To do:
Give back the full listing, character for character, with no pictures.

[Web page code records]
---

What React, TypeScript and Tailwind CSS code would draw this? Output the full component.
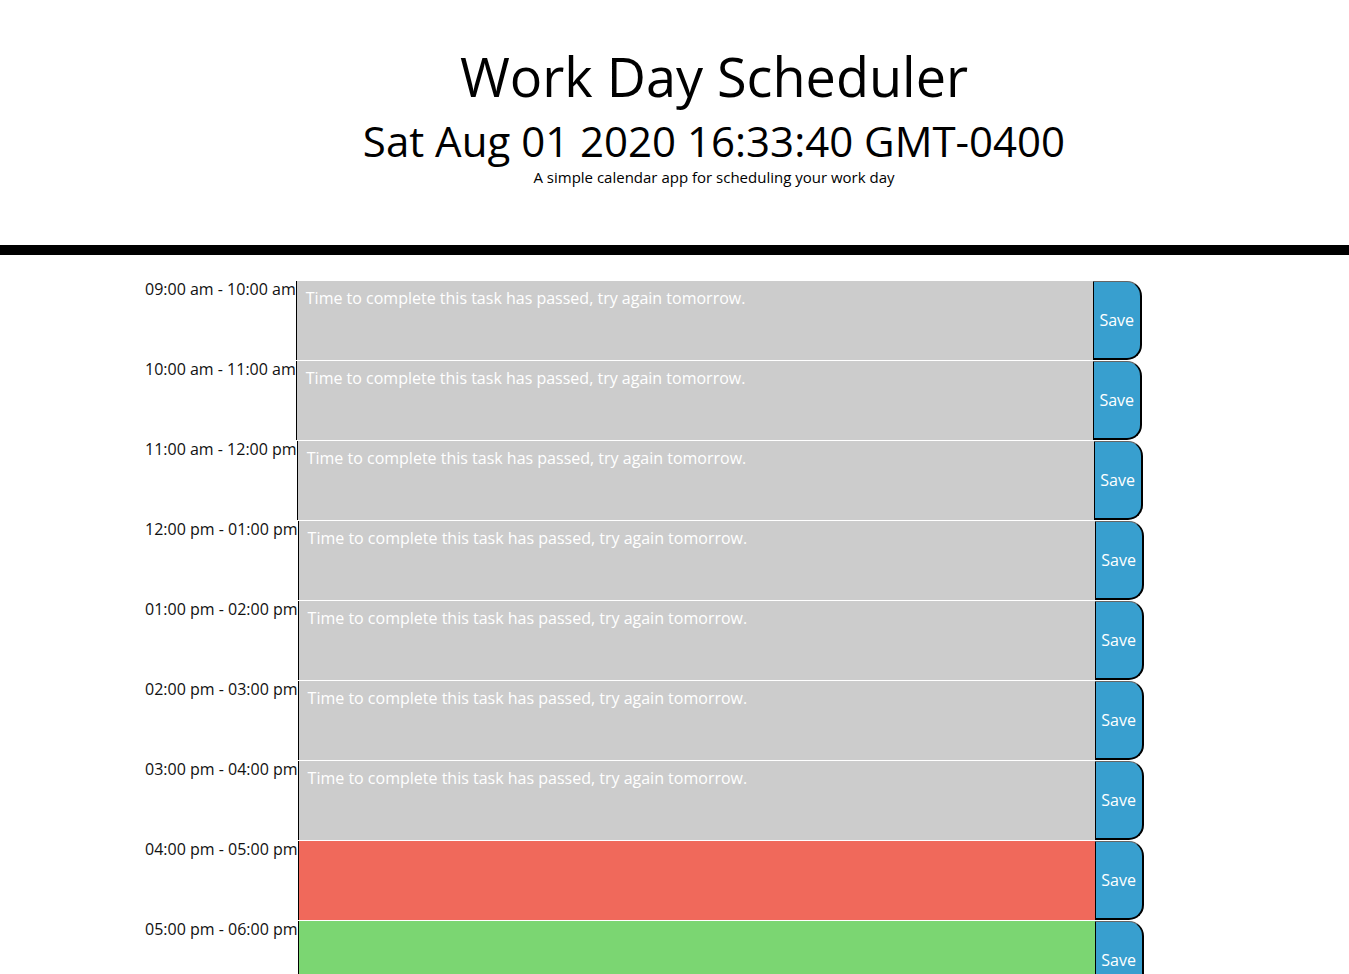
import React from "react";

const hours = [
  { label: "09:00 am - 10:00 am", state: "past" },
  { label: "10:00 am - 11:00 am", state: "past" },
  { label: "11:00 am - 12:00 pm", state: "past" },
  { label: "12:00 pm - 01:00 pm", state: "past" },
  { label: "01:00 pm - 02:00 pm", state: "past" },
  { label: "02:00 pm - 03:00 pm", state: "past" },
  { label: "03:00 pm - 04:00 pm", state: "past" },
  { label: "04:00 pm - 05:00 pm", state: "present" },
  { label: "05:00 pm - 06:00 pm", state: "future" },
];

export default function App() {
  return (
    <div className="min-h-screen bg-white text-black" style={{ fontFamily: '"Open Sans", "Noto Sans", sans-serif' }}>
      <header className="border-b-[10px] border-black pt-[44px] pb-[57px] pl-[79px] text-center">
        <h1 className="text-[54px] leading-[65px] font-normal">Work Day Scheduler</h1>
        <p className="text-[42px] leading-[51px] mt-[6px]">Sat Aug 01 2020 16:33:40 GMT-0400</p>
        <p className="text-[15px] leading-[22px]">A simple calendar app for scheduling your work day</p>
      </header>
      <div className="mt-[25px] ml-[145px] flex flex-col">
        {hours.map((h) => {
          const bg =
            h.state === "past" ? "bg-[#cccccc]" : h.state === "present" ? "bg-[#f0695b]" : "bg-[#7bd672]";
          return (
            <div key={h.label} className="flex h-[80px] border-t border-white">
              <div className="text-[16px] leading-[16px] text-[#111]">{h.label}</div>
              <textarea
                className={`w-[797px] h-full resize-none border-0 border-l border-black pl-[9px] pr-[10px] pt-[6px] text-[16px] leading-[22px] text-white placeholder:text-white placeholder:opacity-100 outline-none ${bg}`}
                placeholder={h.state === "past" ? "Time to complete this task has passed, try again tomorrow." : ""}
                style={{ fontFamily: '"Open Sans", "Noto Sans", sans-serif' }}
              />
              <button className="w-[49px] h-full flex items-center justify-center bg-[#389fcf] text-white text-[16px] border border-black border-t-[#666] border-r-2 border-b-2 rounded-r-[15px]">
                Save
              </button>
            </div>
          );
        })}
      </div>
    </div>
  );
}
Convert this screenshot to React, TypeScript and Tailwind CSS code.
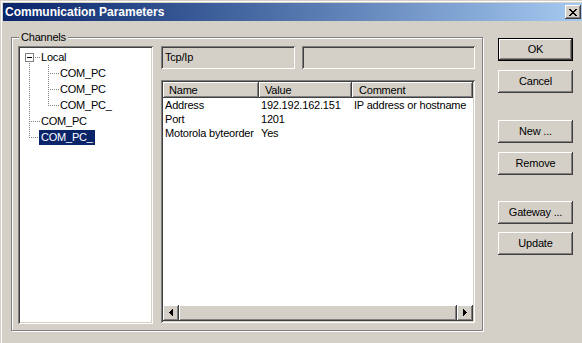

---

Answer for this exercise:
What React, TypeScript and Tailwind CSS code would draw this? Output the full component.
import React from "react";

const hours = [
  { label: "09:00 am - 10:00 am", state: "past" },
  { label: "10:00 am - 11:00 am", state: "past" },
  { label: "11:00 am - 12:00 pm", state: "past" },
  { label: "12:00 pm - 01:00 pm", state: "past" },
  { label: "01:00 pm - 02:00 pm", state: "past" },
  { label: "02:00 pm - 03:00 pm", state: "past" },
  { label: "03:00 pm - 04:00 pm", state: "past" },
  { label: "04:00 pm - 05:00 pm", state: "present" },
  { label: "05:00 pm - 06:00 pm", state: "future" },
];

export default function App() {
  return (
    <div className="min-h-screen bg-white text-black" style={{ fontFamily: '"Open Sans", "Noto Sans", sans-serif' }}>
      <header className="border-b-[10px] border-black pt-[44px] pb-[57px] pl-[79px] text-center">
        <h1 className="text-[54px] leading-[65px] font-normal">Work Day Scheduler</h1>
        <p className="text-[42px] leading-[51px] mt-[6px]">Sat Aug 01 2020 16:33:40 GMT-0400</p>
        <p className="text-[15px] leading-[22px]">A simple calendar app for scheduling your work day</p>
      </header>
      <div className="mt-[25px] ml-[145px] flex flex-col">
        {hours.map((h) => {
          const bg =
            h.state === "past" ? "bg-[#cccccc]" : h.state === "present" ? "bg-[#f0695b]" : "bg-[#7bd672]";
          return (
            <div key={h.label} className="flex h-[80px] border-t border-white">
              <div className="text-[16px] leading-[16px] text-[#111]">{h.label}</div>
              <textarea
                className={`w-[797px] h-full resize-none border-0 border-l border-black pl-[9px] pr-[10px] pt-[6px] text-[16px] leading-[22px] text-white placeholder:text-white placeholder:opacity-100 outline-none ${bg}`}
                placeholder={h.state === "past" ? "Time to complete this task has passed, try again tomorrow." : ""}
                style={{ fontFamily: '"Open Sans", "Noto Sans", sans-serif' }}
              />
              <button className="w-[49px] h-full flex items-center justify-center bg-[#389fcf] text-white text-[16px] border border-black border-t-[#666] border-r-2 border-b-2 rounded-r-[15px]">
                Save
              </button>
            </div>
          );
        })}
      </div>
    </div>
  );
}
Convert this screenshot to React, TypeScript and Tailwind CSS code.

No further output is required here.